**WORK REQUIRED:** Leaving out every picture, quote the data below exactly as it appears.
───── EXERCISE MATERIALS
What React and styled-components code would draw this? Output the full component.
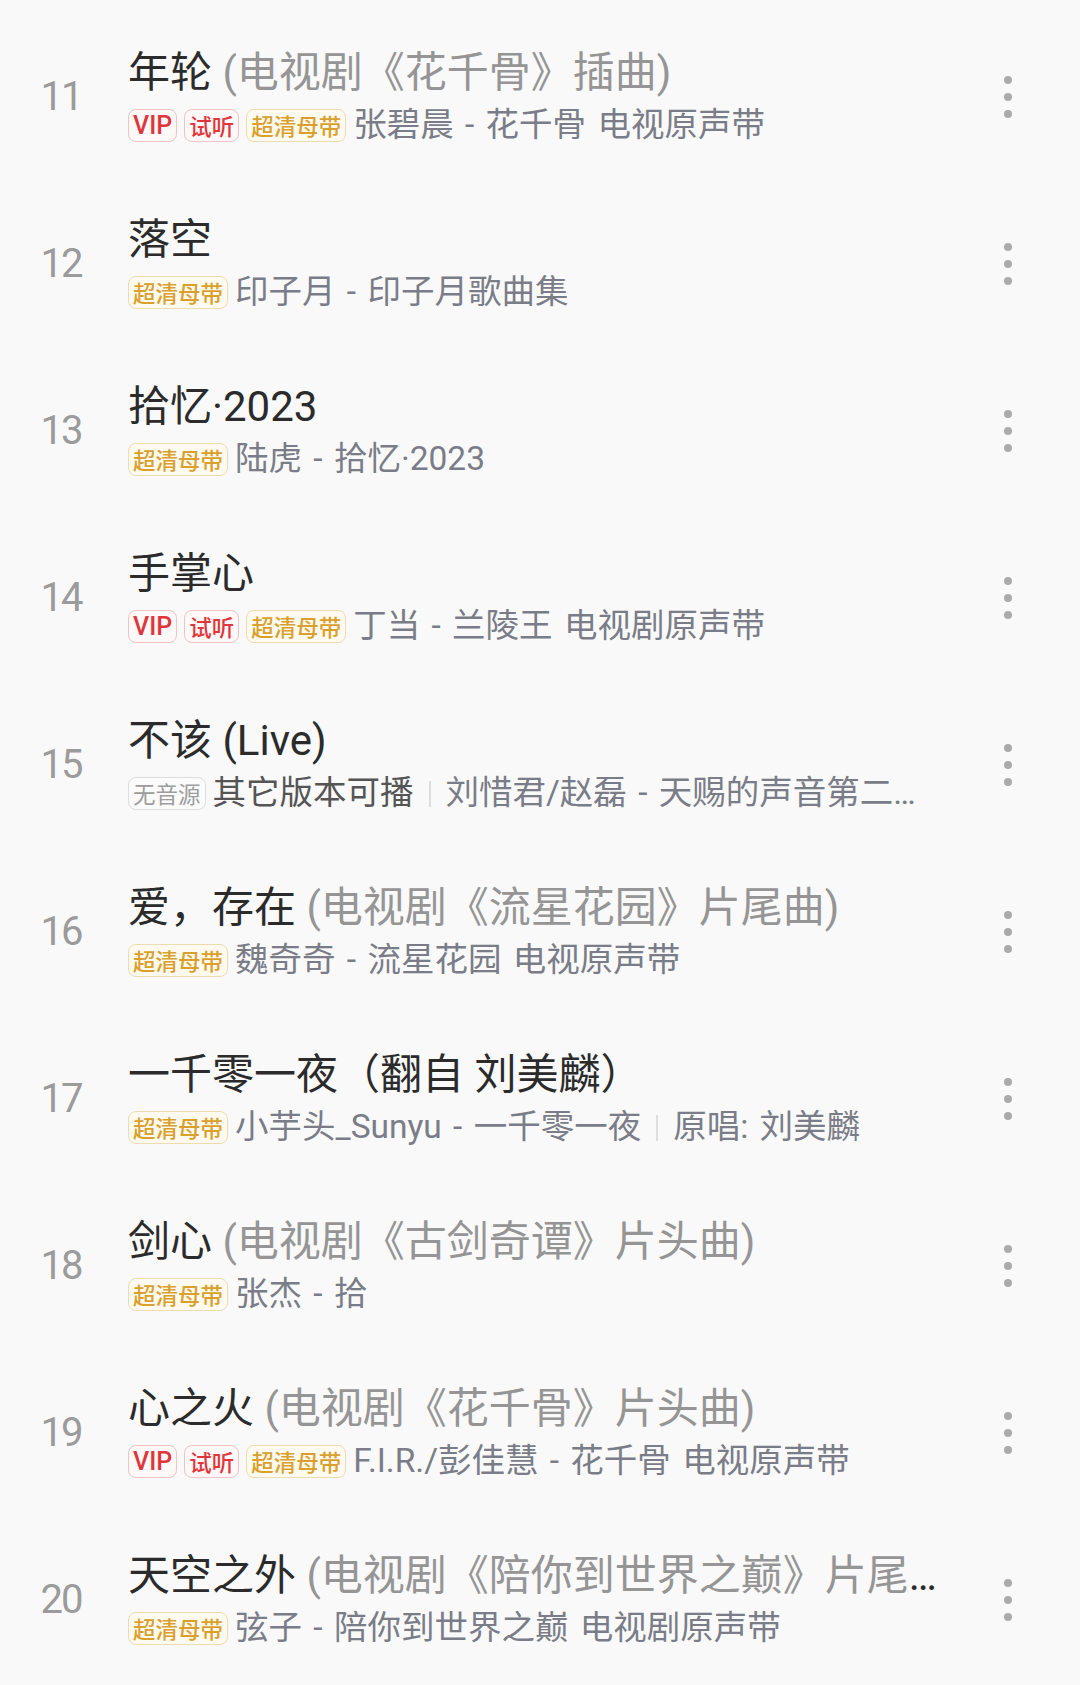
import React from "react";
import styled, { createGlobalStyle } from "styled-components";

const songs = [
  {
    no: 11,
    title: "年轮",
    note: "(电视剧《花千骨》插曲)",
    tags: ["vip", "try", "hq"],
    sub: ["张碧晨 - 花千骨 电视原声带"],
  },
  { no: 12, title: "落空", tags: ["hq"], sub: ["印子月 - 印子月歌曲集"] },
  { no: 13, title: "拾忆·2023", tags: ["hq"], sub: ["陆虎 - 拾忆·2023"] },
  {
    no: 14,
    title: "手掌心",
    tags: ["vip", "try", "hq"],
    sub: ["丁当 - 兰陵王 电视剧原声带"],
  },
  {
    no: 15,
    title: "不该 (Live)",
    tags: ["none"],
    hint: "其它版本可播",
    sub: ["刘惜君/赵磊 - 天赐的声音第二季 第9期"],
  },
  {
    no: 16,
    title: "爱，存在",
    note: "(电视剧《流星花园》片尾曲)",
    tags: ["hq"],
    sub: ["魏奇奇 - 流星花园 电视原声带"],
  },
  {
    no: 17,
    title: "一千零一夜（翻自 刘美麟）",
    tags: ["hq"],
    sub: ["小芋头_Sunyu - 一千零一夜", "原唱: 刘美麟"],
  },
  {
    no: 18,
    title: "剑心",
    note: "(电视剧《古剑奇谭》片头曲)",
    tags: ["hq"],
    sub: ["张杰 - 拾"],
  },
  {
    no: 19,
    title: "心之火",
    note: "(电视剧《花千骨》片头曲)",
    tags: ["vip", "try", "hq"],
    sub: ["F.I.R./彭佳慧 - 花千骨 电视原声带"],
  },
  {
    no: 20,
    title: "天空之外",
    note: "(电视剧《陪你到世界之巅》片尾曲)",
    tags: ["hq"],
    sub: ["弦子 - 陪你到世界之巅 电视剧原声带"],
  },
];

const tagLabels = {
  vip: "VIP",
  try: "试听",
  hq: "超清母带",
  none: "无音源",
};

const App = () => {
  return (
    <>
      <GlobalStyle />
      <List>
        {songs.map((song) => (
          <Row key={song.no}>
            <Num>{song.no}</Num>
            <Info>
              <Title>
                {song.title}
                {song.note ? <Note> {song.note}</Note> : null}
              </Title>
              <SubLine>
                {song.tags.map((tag) => (
                  <Tag key={tag} $kind={tag}>
                    {tagLabels[tag]}
                  </Tag>
                ))}
                <SubText>
                  {song.hint ? (
                    <>
                      <Hint>{song.hint}</Hint>
                      <Sep />
                    </>
                  ) : null}
                  {song.sub.map((part, i) => (
                    <React.Fragment key={part}>
                      {i > 0 ? <Sep /> : null}
                      {part}
                    </React.Fragment>
                  ))}
                </SubText>
              </SubLine>
            </Info>
            <Menu>
              <Dot />
              <Dot />
              <Dot />
            </Menu>
          </Row>
        ))}
      </List>
    </>
  );
};

export default App;

const GlobalStyle = createGlobalStyle`
  body {
    margin: 0;
    background: #f9f9f9;
    font-family: Roboto, "Noto Sans CJK SC", sans-serif;
  }
`;

const List = styled.div`
  padding-top: 13px;
  height: 1685px;
  box-sizing: border-box;
  overflow: hidden;
`;

const Row = styled.div`
  display: grid;
  grid-template-columns: 122px 1fr 24px;
  column-gap: 6px;
  align-items: center;
  height: 167px;
  padding-right: 60px;
`;

const Num = styled.div`
  text-align: center;
  font-size: 40px;
  color: #9b9b9b;
  letter-spacing: -2px;
`;

const Info = styled.div`
  display: flex;
  flex-direction: column;
  gap: 9px;
  min-width: 0;
  margin-right: 40px;
`;

const Title = styled.div`
  font-size: 42px;
  line-height: 48px;
  color: #2b2b2b;
  white-space: nowrap;
  overflow: hidden;
  text-overflow: ellipsis;
`;

const Note = styled.span`
  color: #959595;
`;

const SubLine = styled.div`
  display: flex;
  align-items: center;
  gap: 7px;
  height: 38px;
  min-width: 0;
  margin-right: 22px;
`;

const tagColors = {
  vip: { color: "#df363c", border: "#f0c3c5", bg: "#fff8f8" },
  try: { color: "#df363c", border: "#f0c3c5", bg: "#fff8f8" },
  hq: { color: "#d9a02e", border: "#eddcb0", bg: "#fffaef" },
  none: { color: "#9d9d9d", border: "#dddddd", bg: "#fbfbfb" },
};

const Tag = styled.span`
  flex-shrink: 0;
  box-sizing: border-box;
  height: 33px;
  padding: 0 4px;
  display: flex;
  align-items: center;
  border-radius: 8px;
  font-size: ${({ $kind }) => ($kind === "vip" ? "25px" : "22.5px")};
  font-weight: ${({ $kind }) => ($kind === "none" ? 400 : 500)};
  color: ${({ $kind }) => tagColors[$kind].color};
  border: 1.5px solid ${({ $kind }) => tagColors[$kind].border};
  background: ${({ $kind }) => tagColors[$kind].bg};
`;

const SubText = styled.span`
  font-size: 33.5px;
  line-height: 38px;
  word-spacing: 3px;
  color: #7a7d87;
  white-space: nowrap;
  overflow: hidden;
  text-overflow: ellipsis;
  min-width: 0;
`;

const Hint = styled.span`
  color: #555555;
`;

const Sep = styled.span`
  display: inline-block;
  width: 2px;
  height: 26px;
  margin: 0 15px;
  background: #dedede;
  vertical-align: -3px;
`;

const Menu = styled.div`
  display: flex;
  flex-direction: column;
  align-items: center;
  gap: 9px;
`;

const Dot = styled.span`
  width: 8px;
  height: 8px;
  border-radius: 50%;
  background: #ababab;
`;
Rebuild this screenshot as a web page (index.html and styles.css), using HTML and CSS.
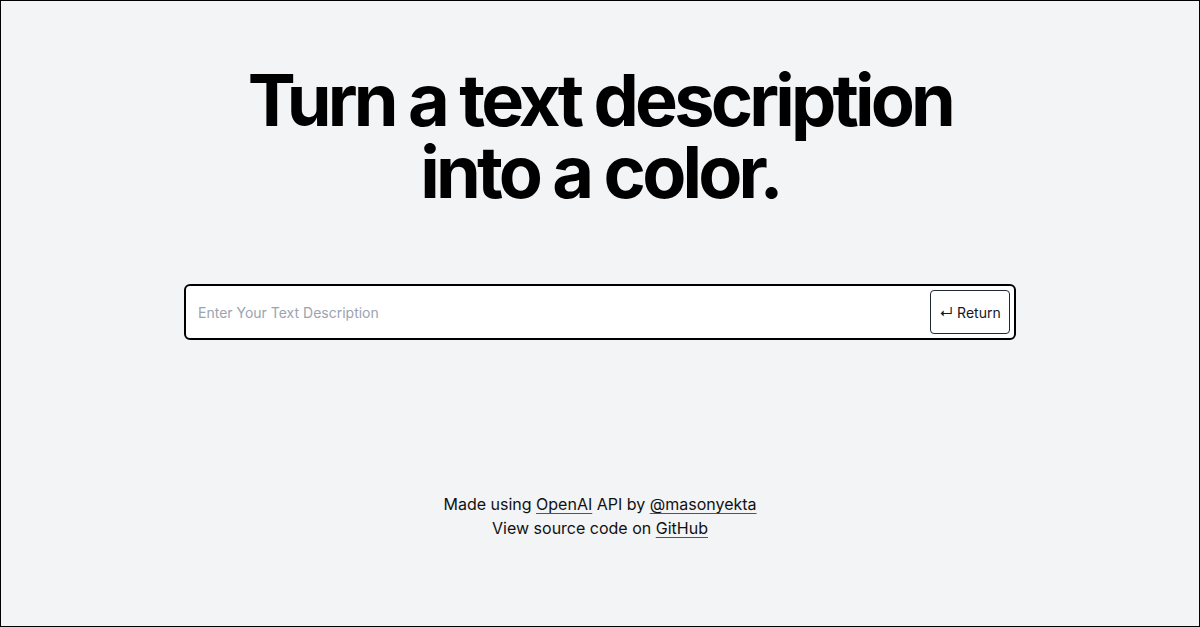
FILE: index.html
```html
<!DOCTYPE html>
<html>
<head>
<meta charset="utf-8">
<link rel="stylesheet" href="styles.css">
</head>
<body>
<main class="page">
  <h1 class="title">Turn a text description<br>into a color.</h1>
  <form class="search">
    <input class="search-input" type="text" placeholder="Enter Your Text Description">
    <button class="search-btn" type="button"><span class="arrow">↵</span> Return</button>
  </form>
  <footer class="footer">
    <p>Made using <a href="#">OpenAI</a> API by <a href="#">@masonyekta</a></p>
    <p>View source code on <a href="#">GitHub</a></p>
  </footer>
</main>
</body>
</html>
```
FILE: styles.css
```css
* { box-sizing: border-box; }
html, body { margin: 0; padding: 0; }
body {
  background: #f3f4f6;
  font-family: Inter, "Liberation Sans", sans-serif;
  color: #000;
}
.page {
  height: 627px;
  border: 1px solid #000;
  display: flex;
  flex-direction: column;
  align-items: center;
  padding-top: 63px;
}
.title {
  margin: 0;
  font-size: 72px;
  line-height: 72px;
  font-weight: 700;
  letter-spacing: -0.053em;
  text-align: center;
}
.search {
  margin-top: 76px;
  width: 832px;
  height: 56px;
  border: 2px solid #000;
  border-radius: 6px;
  background: #fff;
  display: flex;
  align-items: center;
  padding: 0 4px 0 12px;
}
.search-input {
  flex: 1;
  border: 0;
  outline: none;
  background: transparent;
  font-family: inherit;
  font-size: 14px;
  color: #000;
  padding: 0;
}
.search-input::placeholder { color: #9ca3af; }
.search-btn {
  width: 80px;
  height: 44px;
  border: 1px solid #1f2937;
  border-radius: 4px;
  background: #fff;
  font-family: inherit;
  font-size: 14px;
  color: #111827;
  padding: 0;
}
.footer {
  margin-top: 152px;
  text-align: center;
  font-size: 16px;
  line-height: 24px;
  color: #111;
}
.footer p { margin: 0; }
.footer a {
  color: #111;
  text-decoration: underline;
  text-decoration-color: #555;
  text-underline-offset: 3px;
}
```
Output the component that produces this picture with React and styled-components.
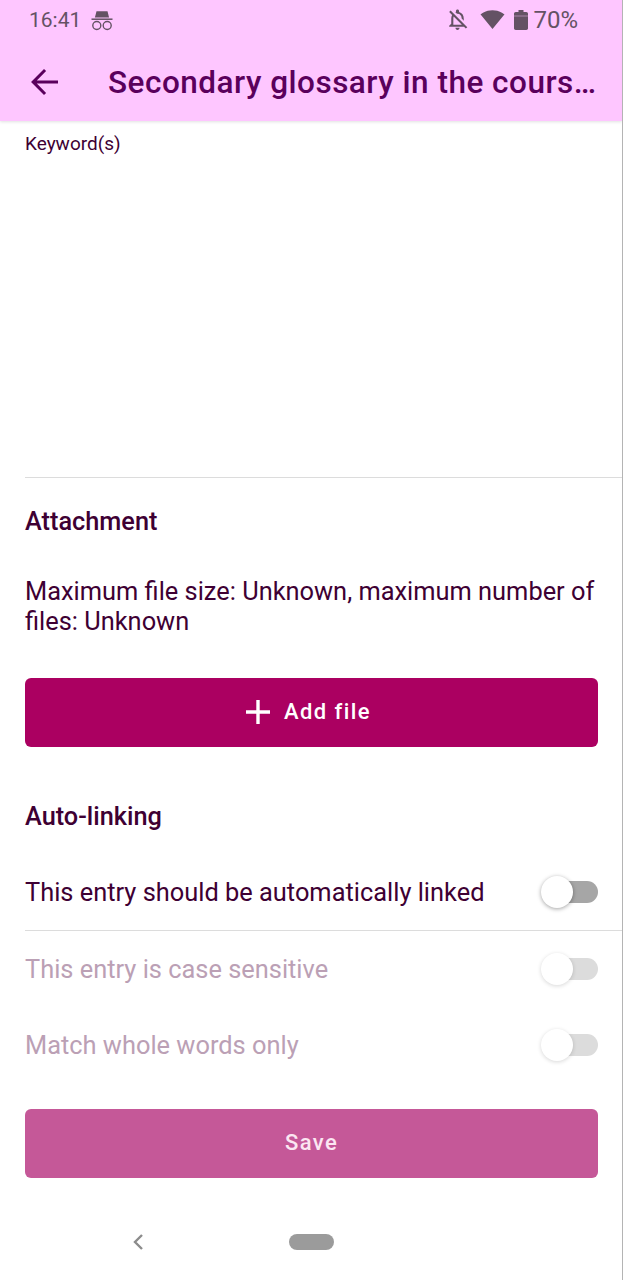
──────────
**EXERCISE RESPONSE:**
What React and styled-components code would draw this? Output the full component.
import React from "react";
import styled, { createGlobalStyle } from "styled-components";

const songs = [
  {
    no: 11,
    title: "年轮",
    note: "(电视剧《花千骨》插曲)",
    tags: ["vip", "try", "hq"],
    sub: ["张碧晨 - 花千骨 电视原声带"],
  },
  { no: 12, title: "落空", tags: ["hq"], sub: ["印子月 - 印子月歌曲集"] },
  { no: 13, title: "拾忆·2023", tags: ["hq"], sub: ["陆虎 - 拾忆·2023"] },
  {
    no: 14,
    title: "手掌心",
    tags: ["vip", "try", "hq"],
    sub: ["丁当 - 兰陵王 电视剧原声带"],
  },
  {
    no: 15,
    title: "不该 (Live)",
    tags: ["none"],
    hint: "其它版本可播",
    sub: ["刘惜君/赵磊 - 天赐的声音第二季 第9期"],
  },
  {
    no: 16,
    title: "爱，存在",
    note: "(电视剧《流星花园》片尾曲)",
    tags: ["hq"],
    sub: ["魏奇奇 - 流星花园 电视原声带"],
  },
  {
    no: 17,
    title: "一千零一夜（翻自 刘美麟）",
    tags: ["hq"],
    sub: ["小芋头_Sunyu - 一千零一夜", "原唱: 刘美麟"],
  },
  {
    no: 18,
    title: "剑心",
    note: "(电视剧《古剑奇谭》片头曲)",
    tags: ["hq"],
    sub: ["张杰 - 拾"],
  },
  {
    no: 19,
    title: "心之火",
    note: "(电视剧《花千骨》片头曲)",
    tags: ["vip", "try", "hq"],
    sub: ["F.I.R./彭佳慧 - 花千骨 电视原声带"],
  },
  {
    no: 20,
    title: "天空之外",
    note: "(电视剧《陪你到世界之巅》片尾曲)",
    tags: ["hq"],
    sub: ["弦子 - 陪你到世界之巅 电视剧原声带"],
  },
];

const tagLabels = {
  vip: "VIP",
  try: "试听",
  hq: "超清母带",
  none: "无音源",
};

const App = () => {
  return (
    <>
      <GlobalStyle />
      <List>
        {songs.map((song) => (
          <Row key={song.no}>
            <Num>{song.no}</Num>
            <Info>
              <Title>
                {song.title}
                {song.note ? <Note> {song.note}</Note> : null}
              </Title>
              <SubLine>
                {song.tags.map((tag) => (
                  <Tag key={tag} $kind={tag}>
                    {tagLabels[tag]}
                  </Tag>
                ))}
                <SubText>
                  {song.hint ? (
                    <>
                      <Hint>{song.hint}</Hint>
                      <Sep />
                    </>
                  ) : null}
                  {song.sub.map((part, i) => (
                    <React.Fragment key={part}>
                      {i > 0 ? <Sep /> : null}
                      {part}
                    </React.Fragment>
                  ))}
                </SubText>
              </SubLine>
            </Info>
            <Menu>
              <Dot />
              <Dot />
              <Dot />
            </Menu>
          </Row>
        ))}
      </List>
    </>
  );
};

export default App;

const GlobalStyle = createGlobalStyle`
  body {
    margin: 0;
    background: #f9f9f9;
    font-family: Roboto, "Noto Sans CJK SC", sans-serif;
  }
`;

const List = styled.div`
  padding-top: 13px;
  height: 1685px;
  box-sizing: border-box;
  overflow: hidden;
`;

const Row = styled.div`
  display: grid;
  grid-template-columns: 122px 1fr 24px;
  column-gap: 6px;
  align-items: center;
  height: 167px;
  padding-right: 60px;
`;

const Num = styled.div`
  text-align: center;
  font-size: 40px;
  color: #9b9b9b;
  letter-spacing: -2px;
`;

const Info = styled.div`
  display: flex;
  flex-direction: column;
  gap: 9px;
  min-width: 0;
  margin-right: 40px;
`;

const Title = styled.div`
  font-size: 42px;
  line-height: 48px;
  color: #2b2b2b;
  white-space: nowrap;
  overflow: hidden;
  text-overflow: ellipsis;
`;

const Note = styled.span`
  color: #959595;
`;

const SubLine = styled.div`
  display: flex;
  align-items: center;
  gap: 7px;
  height: 38px;
  min-width: 0;
  margin-right: 22px;
`;

const tagColors = {
  vip: { color: "#df363c", border: "#f0c3c5", bg: "#fff8f8" },
  try: { color: "#df363c", border: "#f0c3c5", bg: "#fff8f8" },
  hq: { color: "#d9a02e", border: "#eddcb0", bg: "#fffaef" },
  none: { color: "#9d9d9d", border: "#dddddd", bg: "#fbfbfb" },
};

const Tag = styled.span`
  flex-shrink: 0;
  box-sizing: border-box;
  height: 33px;
  padding: 0 4px;
  display: flex;
  align-items: center;
  border-radius: 8px;
  font-size: ${({ $kind }) => ($kind === "vip" ? "25px" : "22.5px")};
  font-weight: ${({ $kind }) => ($kind === "none" ? 400 : 500)};
  color: ${({ $kind }) => tagColors[$kind].color};
  border: 1.5px solid ${({ $kind }) => tagColors[$kind].border};
  background: ${({ $kind }) => tagColors[$kind].bg};
`;

const SubText = styled.span`
  font-size: 33.5px;
  line-height: 38px;
  word-spacing: 3px;
  color: #7a7d87;
  white-space: nowrap;
  overflow: hidden;
  text-overflow: ellipsis;
  min-width: 0;
`;

const Hint = styled.span`
  color: #555555;
`;

const Sep = styled.span`
  display: inline-block;
  width: 2px;
  height: 26px;
  margin: 0 15px;
  background: #dedede;
  vertical-align: -3px;
`;

const Menu = styled.div`
  display: flex;
  flex-direction: column;
  align-items: center;
  gap: 9px;
`;

const Dot = styled.span`
  width: 8px;
  height: 8px;
  border-radius: 50%;
  background: #ababab;
`;
Rebuild this screenshot as a web page (index.html and styles.css), using HTML and CSS.
FILE: index.html
```html
<!DOCTYPE html>
<html>
<head>
<meta charset="utf-8">
<link rel="stylesheet" href="styles.css">
</head>
<body>
<main class="page">
  <h1 class="title">Turn a text description<br>into a color.</h1>
  <form class="search">
    <input class="search-input" type="text" placeholder="Enter Your Text Description">
    <button class="search-btn" type="button"><span class="arrow">↵</span> Return</button>
  </form>
  <footer class="footer">
    <p>Made using <a href="#">OpenAI</a> API by <a href="#">@masonyekta</a></p>
    <p>View source code on <a href="#">GitHub</a></p>
  </footer>
</main>
</body>
</html>
```
FILE: styles.css
```css
* { box-sizing: border-box; }
html, body { margin: 0; padding: 0; }
body {
  background: #f3f4f6;
  font-family: Inter, "Liberation Sans", sans-serif;
  color: #000;
}
.page {
  height: 627px;
  border: 1px solid #000;
  display: flex;
  flex-direction: column;
  align-items: center;
  padding-top: 63px;
}
.title {
  margin: 0;
  font-size: 72px;
  line-height: 72px;
  font-weight: 700;
  letter-spacing: -0.053em;
  text-align: center;
}
.search {
  margin-top: 76px;
  width: 832px;
  height: 56px;
  border: 2px solid #000;
  border-radius: 6px;
  background: #fff;
  display: flex;
  align-items: center;
  padding: 0 4px 0 12px;
}
.search-input {
  flex: 1;
  border: 0;
  outline: none;
  background: transparent;
  font-family: inherit;
  font-size: 14px;
  color: #000;
  padding: 0;
}
.search-input::placeholder { color: #9ca3af; }
.search-btn {
  width: 80px;
  height: 44px;
  border: 1px solid #1f2937;
  border-radius: 4px;
  background: #fff;
  font-family: inherit;
  font-size: 14px;
  color: #111827;
  padding: 0;
}
.footer {
  margin-top: 152px;
  text-align: center;
  font-size: 16px;
  line-height: 24px;
  color: #111;
}
.footer p { margin: 0; }
.footer a {
  color: #111;
  text-decoration: underline;
  text-decoration-color: #555;
  text-underline-offset: 3px;
}
```
Output the component that produces this picture with React and styled-components.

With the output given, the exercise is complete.